- PROBLEM TO SOLVE: Leave out any picture and return the remaining listing below exactly as given.

- SOURCE EXCERPT:
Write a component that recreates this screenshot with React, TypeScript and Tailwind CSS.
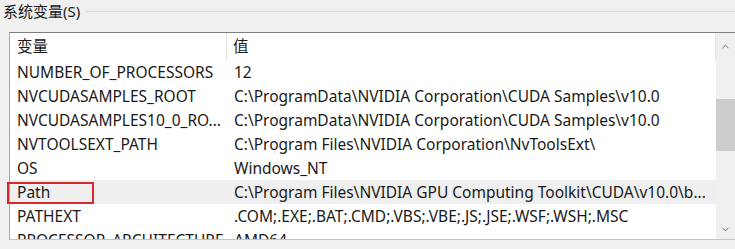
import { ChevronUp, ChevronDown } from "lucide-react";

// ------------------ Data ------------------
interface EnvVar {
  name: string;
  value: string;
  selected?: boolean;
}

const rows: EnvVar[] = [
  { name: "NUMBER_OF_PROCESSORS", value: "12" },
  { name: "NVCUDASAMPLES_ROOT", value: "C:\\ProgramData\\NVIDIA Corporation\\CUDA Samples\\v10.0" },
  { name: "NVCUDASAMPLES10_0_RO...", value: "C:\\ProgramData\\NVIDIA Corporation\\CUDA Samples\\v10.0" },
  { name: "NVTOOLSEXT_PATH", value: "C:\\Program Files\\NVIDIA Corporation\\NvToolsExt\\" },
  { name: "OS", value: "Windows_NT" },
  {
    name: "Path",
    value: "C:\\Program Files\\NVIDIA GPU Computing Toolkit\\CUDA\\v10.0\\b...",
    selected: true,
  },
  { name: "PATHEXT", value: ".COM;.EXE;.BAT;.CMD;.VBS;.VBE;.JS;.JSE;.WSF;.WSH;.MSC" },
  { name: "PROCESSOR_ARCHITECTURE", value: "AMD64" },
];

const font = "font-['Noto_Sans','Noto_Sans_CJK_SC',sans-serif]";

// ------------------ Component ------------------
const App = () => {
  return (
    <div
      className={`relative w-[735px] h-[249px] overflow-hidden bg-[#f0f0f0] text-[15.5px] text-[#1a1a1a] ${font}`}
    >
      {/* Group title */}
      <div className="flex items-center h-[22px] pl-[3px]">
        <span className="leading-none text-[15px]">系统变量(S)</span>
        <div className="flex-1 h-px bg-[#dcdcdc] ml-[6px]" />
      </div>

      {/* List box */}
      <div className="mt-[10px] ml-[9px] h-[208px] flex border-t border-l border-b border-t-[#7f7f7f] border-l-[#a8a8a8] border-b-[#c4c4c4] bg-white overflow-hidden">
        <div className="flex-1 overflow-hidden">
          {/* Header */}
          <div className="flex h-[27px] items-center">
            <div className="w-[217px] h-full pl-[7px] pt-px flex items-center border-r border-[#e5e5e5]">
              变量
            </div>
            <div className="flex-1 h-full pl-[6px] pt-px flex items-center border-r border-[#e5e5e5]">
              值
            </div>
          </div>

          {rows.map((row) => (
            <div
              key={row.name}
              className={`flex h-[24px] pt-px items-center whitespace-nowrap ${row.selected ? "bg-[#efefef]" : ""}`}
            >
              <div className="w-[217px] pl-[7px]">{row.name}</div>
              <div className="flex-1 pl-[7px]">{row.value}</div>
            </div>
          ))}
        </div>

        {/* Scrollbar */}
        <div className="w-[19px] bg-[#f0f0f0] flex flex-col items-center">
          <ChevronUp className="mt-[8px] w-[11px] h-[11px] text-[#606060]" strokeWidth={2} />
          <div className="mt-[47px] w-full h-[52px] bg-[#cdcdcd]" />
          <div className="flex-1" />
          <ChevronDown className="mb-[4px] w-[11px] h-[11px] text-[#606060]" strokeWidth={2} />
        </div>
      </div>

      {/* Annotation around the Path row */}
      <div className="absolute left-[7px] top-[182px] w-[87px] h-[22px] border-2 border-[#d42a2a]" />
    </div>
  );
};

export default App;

- ANSWER TO THIS PROBLEM:
Write a component that recreates this screenshot with React, TypeScript and Tailwind CSS.
import { ChevronUp, ChevronDown } from "lucide-react";

// ------------------ Data ------------------
interface EnvVar {
  name: string;
  value: string;
  selected?: boolean;
}

const rows: EnvVar[] = [
  { name: "NUMBER_OF_PROCESSORS", value: "12" },
  { name: "NVCUDASAMPLES_ROOT", value: "C:\\ProgramData\\NVIDIA Corporation\\CUDA Samples\\v10.0" },
  { name: "NVCUDASAMPLES10_0_RO...", value: "C:\\ProgramData\\NVIDIA Corporation\\CUDA Samples\\v10.0" },
  { name: "NVTOOLSEXT_PATH", value: "C:\\Program Files\\NVIDIA Corporation\\NvToolsExt\\" },
  { name: "OS", value: "Windows_NT" },
  {
    name: "Path",
    value: "C:\\Program Files\\NVIDIA GPU Computing Toolkit\\CUDA\\v10.0\\b...",
    selected: true,
  },
  { name: "PATHEXT", value: ".COM;.EXE;.BAT;.CMD;.VBS;.VBE;.JS;.JSE;.WSF;.WSH;.MSC" },
  { name: "PROCESSOR_ARCHITECTURE", value: "AMD64" },
];

const font = "font-['Noto_Sans','Noto_Sans_CJK_SC',sans-serif]";

// ------------------ Component ------------------
const App = () => {
  return (
    <div
      className={`relative w-[735px] h-[249px] overflow-hidden bg-[#f0f0f0] text-[15.5px] text-[#1a1a1a] ${font}`}
    >
      {/* Group title */}
      <div className="flex items-center h-[22px] pl-[3px]">
        <span className="leading-none text-[15px]">系统变量(S)</span>
        <div className="flex-1 h-px bg-[#dcdcdc] ml-[6px]" />
      </div>

      {/* List box */}
      <div className="mt-[10px] ml-[9px] h-[208px] flex border-t border-l border-b border-t-[#7f7f7f] border-l-[#a8a8a8] border-b-[#c4c4c4] bg-white overflow-hidden">
        <div className="flex-1 overflow-hidden">
          {/* Header */}
          <div className="flex h-[27px] items-center">
            <div className="w-[217px] h-full pl-[7px] pt-px flex items-center border-r border-[#e5e5e5]">
              变量
            </div>
            <div className="flex-1 h-full pl-[6px] pt-px flex items-center border-r border-[#e5e5e5]">
              值
            </div>
          </div>

          {rows.map((row) => (
            <div
              key={row.name}
              className={`flex h-[24px] pt-px items-center whitespace-nowrap ${row.selected ? "bg-[#efefef]" : ""}`}
            >
              <div className="w-[217px] pl-[7px]">{row.name}</div>
              <div className="flex-1 pl-[7px]">{row.value}</div>
            </div>
          ))}
        </div>

        {/* Scrollbar */}
        <div className="w-[19px] bg-[#f0f0f0] flex flex-col items-center">
          <ChevronUp className="mt-[8px] w-[11px] h-[11px] text-[#606060]" strokeWidth={2} />
          <div className="mt-[47px] w-full h-[52px] bg-[#cdcdcd]" />
          <div className="flex-1" />
          <ChevronDown className="mb-[4px] w-[11px] h-[11px] text-[#606060]" strokeWidth={2} />
        </div>
      </div>

      {/* Annotation around the Path row */}
      <div className="absolute left-[7px] top-[182px] w-[87px] h-[22px] border-2 border-[#d42a2a]" />
    </div>
  );
};

export default App;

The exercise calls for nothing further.